Dawkins averaged 12 points, 6 rebounds and 1.4 block shots per game in his 12-year NBA career. A career in which various injuries plagued him and prevented Dawkins from reaching his full potential. He only played in every regular season game twice in his career, both with the New Jersey Nets.

Many believe his most productive year was 1979-80 when Dawkins helped push the Philadelphia 76ers to the NBA Finals, which they eventually lost in six games to the Los Angeles Lakers.

 A string of consecutive early postseason exits caused management to finally decide to shake things up and Dawkins was shipped to the New Jersey Nets and backup center Caldwell Jones was shipped to the Houston Rockets-making room for Moses Malone. The Sixers would win the NBA Finals the following year. Darryl Dawkins would play only two productive seasons with the Nets before being moved again, this time to the Utah Jazz for a season, then the Detroit Pistons. He would retire from the National Basketball Association in 1989. However, Darryl would continue to play professional basketball for the Harlem Globetrotters, in the CBA and overseas up until 2000.
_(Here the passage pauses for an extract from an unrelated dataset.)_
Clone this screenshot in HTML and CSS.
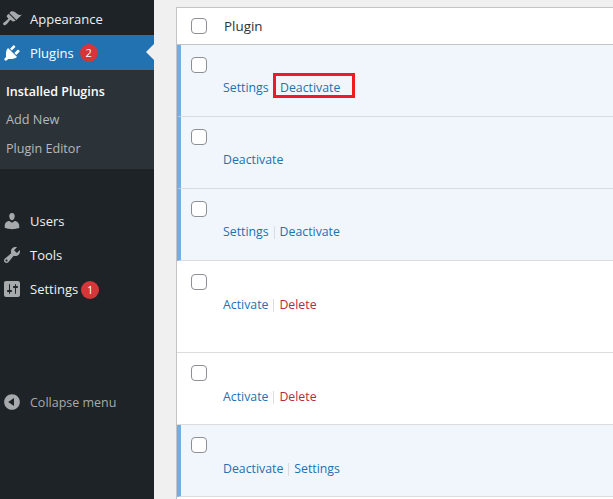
FILE: index.html
```html
<!DOCTYPE html>
<html lang="en">
<head>
<meta charset="utf-8">
<title>Plugins</title>
<link rel="stylesheet" href="styles.css">
</head>
<body>
<div class="app">
  <nav class="sidebar">
    <a class="item item-first"><svg class="icon" viewBox="0 0 20 20"><path d="M14.48 11.06L7.41 3.99l1.5-1.5c.5-.56 2.3-.47 3.51.32 1.21.8 1.43 1.28 2.91 2.1 1.18.64 2.45 1.26 4.45.85zm-.71.71L6.7 4.7 4.93 6.47c-.39.39-.39 1.02 0 1.41l1.06 1.06c.39.39.39 1.03 0 1.42-.6.6-1.43 1.11-2.21 1.69-.35.26-.7.53-1.01.84C1.43 13.23.4 14.84 1.4 15.84c.99 1 2.59-.04 3.94-1.38.31-.31.58-.66.84-1.01.58-.78 1.09-1.61 1.69-2.21.39-.39 1.02-.39 1.41 0l1.06 1.06c.39.39 1.02.39 1.41 0z"/></svg><span>Appearance</span></a>
    <a class="item item-active"><svg class="icon" viewBox="0 0 20 20"><path d="M13.11 4.36L9.87 7.6 8 5.73l3.24-3.24c.35-.34 1.05-.2 1.56.32.52.51.66 1.21.31 1.55zm-8 1.77l.91-1.12 9.01 9.01-1.19.84c-.71.71-2.63 1.16-3.82 1.16H6.14L4.9 17.26c-.59.59-1.54.59-2.12 0-.59-.58-.59-1.53 0-2.12l1.24-1.24v-3.88c0-1.13.4-3.19 1.09-3.89zm7.26 3.97l3.24-3.24c.34-.35 1.04-.21 1.55.31.52.51.66 1.21.31 1.55l-3.24 3.25z"/></svg><span>Plugins</span><b class="badge badge-plugins">2</b></a>
    <div class="submenu">
      <a class="sub sub-current">Installed Plugins</a>
      <a class="sub">Add New</a>
      <a class="sub sub-last">Plugin Editor</a>
    </div>
    <a class="item"><svg class="icon" viewBox="0 0 20 20"><path d="M10 9.25c-2.27 0-2.73-3.44-2.73-3.44C7 4.02 7.82 2 9.97 2c2.16 0 2.98 2.02 2.71 3.81 0 0-.41 3.44-2.68 3.44zm0 2.57L12.72 10c2.39 0 4.52 2.33 4.52 4.53v2.49s-3.65 1.13-7.24 1.13c-3.65 0-7.24-1.13-7.24-1.13v-2.49c0-2.25 1.94-4.48 4.47-4.48z"/></svg><span>Users</span></a>
    <a class="item"><svg class="icon" viewBox="0 0 20 20"><path d="M16.68 9.77c-1.34 1.34-3.3 1.67-4.95.99l-5.41 6.52c-.99.99-2.59.99-3.58 0s-.99-2.59 0-3.57l6.52-5.42c-.68-1.65-.35-3.61.99-4.95 1.28-1.28 3.12-1.62 4.72-1.06l-2.89 2.89 2.82 2.82 2.86-2.87c.53 1.58.18 3.39-1.08 4.65zM3.81 16.21c.4.39 1.04.39 1.43 0 .4-.4.4-1.04 0-1.43-.39-.4-1.03-.4-1.43 0-.39.39-.39 1.03 0 1.43z"/></svg><span>Tools</span></a>
    <a class="item"><svg class="icon" viewBox="0 0 20 20"><path d="M18 16V4c0-1.1-.9-2-2-2H4c-1.1 0-2 .9-2 2v12c0 1.1.9 2 2 2h12c1.1 0 2-.9 2-2zM8 11h1c.55 0 1 .45 1 1s-.45 1-1 1H8v1.5c0 .28-.22.5-.5.5s-.5-.22-.5-.5V13H6c-.55 0-1-.45-1-1s.45-1 1-1h1V5.5c0-.28.22-.5.5-.5s.5.22.5.5V11zm5-2h-1c-.55 0-1-.45-1-1s.45-1 1-1h1V5.5c0-.28.22-.5.5-.5s.5.22.5.5V7h1c.55 0 1 .45 1 1s-.45 1-1 1h-1v5.5c0 .28-.22.5-.5.5s-.5-.22-.5-.5V9z"/></svg><span>Settings</span><b class="badge badge-settings">1</b></a>
    <a class="item item-collapse"><svg class="icon" viewBox="0 0 20 20"><path d="M10 2.16c4.33 0 7.84 3.51 7.84 7.84s-3.51 7.84-7.84 7.84S2.16 14.33 2.16 10 5.71 2.16 10 2.16zm2 11.72V6.12L6.18 9.97z"/></svg><span class="collapse-label">Collapse menu</span></a>
  </nav>
  <main class="content">
    <section class="table">
      <div class="row-head"><i class="check"></i><span class="head-title">Plugin</span></div>
      <div class="row row-on row-high">
        <i class="check"></i>
        <div class="actions"><a class="link">Settings</a><span class="gap"></span><a class="link marked">Deactivate<span class="redbox"></span></a></div>
      </div>
      <div class="row row-on row-high">
        <i class="check"></i>
        <div class="actions"><a class="link">Deactivate</a></div>
      </div>
      <div class="row row-on row-high">
        <i class="check"></i>
        <div class="actions"><a class="link">Settings</a><span class="sep"></span><a class="link">Deactivate</a></div>
      </div>
      <div class="row row-tall">
        <i class="check"></i>
        <div class="actions"><a class="link">Activate</a><span class="sep"></span><a class="link danger">Delete</a></div>
      </div>
      <div class="row">
        <i class="check"></i>
        <div class="actions"><a class="link">Activate</a><span class="sep"></span><a class="link danger">Delete</a></div>
      </div>
      <div class="row row-on">
        <i class="check"></i>
        <div class="actions"><a class="link">Deactivate</a><span class="sep"></span><a class="link">Settings</a></div>
      </div>
    </section>
  </main>
</div>
</body>
</html>
```
FILE: styles.css
```css
* { box-sizing: border-box; }
html, body { margin: 0; height: 100%; overflow: hidden; }
body { background: #f0f0f1; font-family: "Open Sans", "Noto Sans", sans-serif; font-size: 13px; color: #3c434a; }
.app { display: flex; height: 499px; width: 613px; }

.sidebar { width: 154px; flex: none; background: #1d2327; display: flex; flex-direction: column; }
.item { display: flex; align-items: center; height: 34px; color: #f0f0f1; line-height: 18px; }
.item-first { height: 35px; padding-top: 3px; }
.icon { width: 20px; height: 20px; margin: 0 8px 0 2px; flex: none; fill: #a7aaad; }
.item-active { height: 35px; background: #2271b1; color: #fff; position: relative; }
.item-active .icon { fill: #fff; }
.item-active::after { content: ""; position: absolute; right: 0; top: 9px; border: 8px solid transparent; border-right-color: #f0f0f1; border-left-width: 0; }
.badge { width: 18px; height: 18px; border-radius: 50%; background: #d63638; color: #fff; font-size: 11px; font-weight: 400; line-height: 18px; text-align: center; flex: none; }
.badge-plugins { margin-left: 6px; }
.badge-settings { margin: 1px 0 0 3px; }
.submenu { background: #2c3338; height: 99px; margin-bottom: 35px; padding-top: 8px; display: flex; flex-direction: column; }
.sub { display: block; height: 28px; line-height: 28px; padding-left: 6px; color: #b4b9be; font-size: 12.7px; flex: none; }
.sub-last { margin-top: 2px; font-size: 12.6px; }
.sub-current { color: #fff; font-weight: 600; font-size: 12.5px; height: 27px; }
.item-collapse { margin-top: 79px; color: #a7aaad; }
.collapse-label { font-size: 12.5px; padding-top: 2px; }

.content { flex: 1; min-width: 0; padding: 7px 0 0 22px; }
.table { background: #fff; border-left: 1px solid #c3c4c7; border-top: 1px solid #c3c4c7; height: 500px; }
.row-head { height: 37px; border-bottom: 1px solid #c3c4c7; display: flex; align-items: center; padding-left: 14px; }
.head-title { margin-left: 17px; font-size: 13.4px; line-height: 20px; color: #2c3338; }
.check { display: block; width: 16px; height: 16px; background: #fff; border: 1px solid #8c8f94; border-radius: 4px; flex: none; }
.row { height: 72px; border-bottom: 1px solid #dcdcde; padding: 12px 0 0 14px; }
.row-tall { height: 92px; padding-top: 13px; }
.row-on { background: #f0f6fc; border-left: 4px solid #72aee6; padding-left: 10px; }
.actions { display: flex; align-items: center; height: 20px; margin: 6px 0 0 32px; white-space: nowrap; font-size: 12.3px; }
.row-tall .actions { margin-top: 5px; }
.row-high .actions { margin-top: 5px; }
.link { color: #2271b1; line-height: 20px; }
.danger { color: #b32d3a; }
.sep { width: 1px; height: 13px; background: #dcdcde; margin: 0 5px 0 5px; }
.gap { width: 11.4px; }
.marked { position: relative; }
.redbox { position: absolute; left: -7.4px; top: -5px; width: 82px; height: 25px; border: 3px solid #ed1c24; }
```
Following his playing days, Dawkins would go on to coach in the United States Basketball League, the American Basketball Association, and at a junior college.

Darryl Dawkins had a reputation for being a people’s person and smiled a great deal. His charisma and flashy personality was almost as brilliant as his dunks. 

On August 27, 2015 Darryl Dawkins died of an apparent heart attack in Allentown, Pennsylvania at the age of 58-years-old.

Some will remember the way he made strangers feel special with a smile and a wink, others will recall his witty quotes. Most will remember his funkdafied dunks with intergalactic names. But far too many will recall him as an immense talent that injury cheated out of possible superstardom.

Rest In Power Darryl Dawkins. There will never be another like you.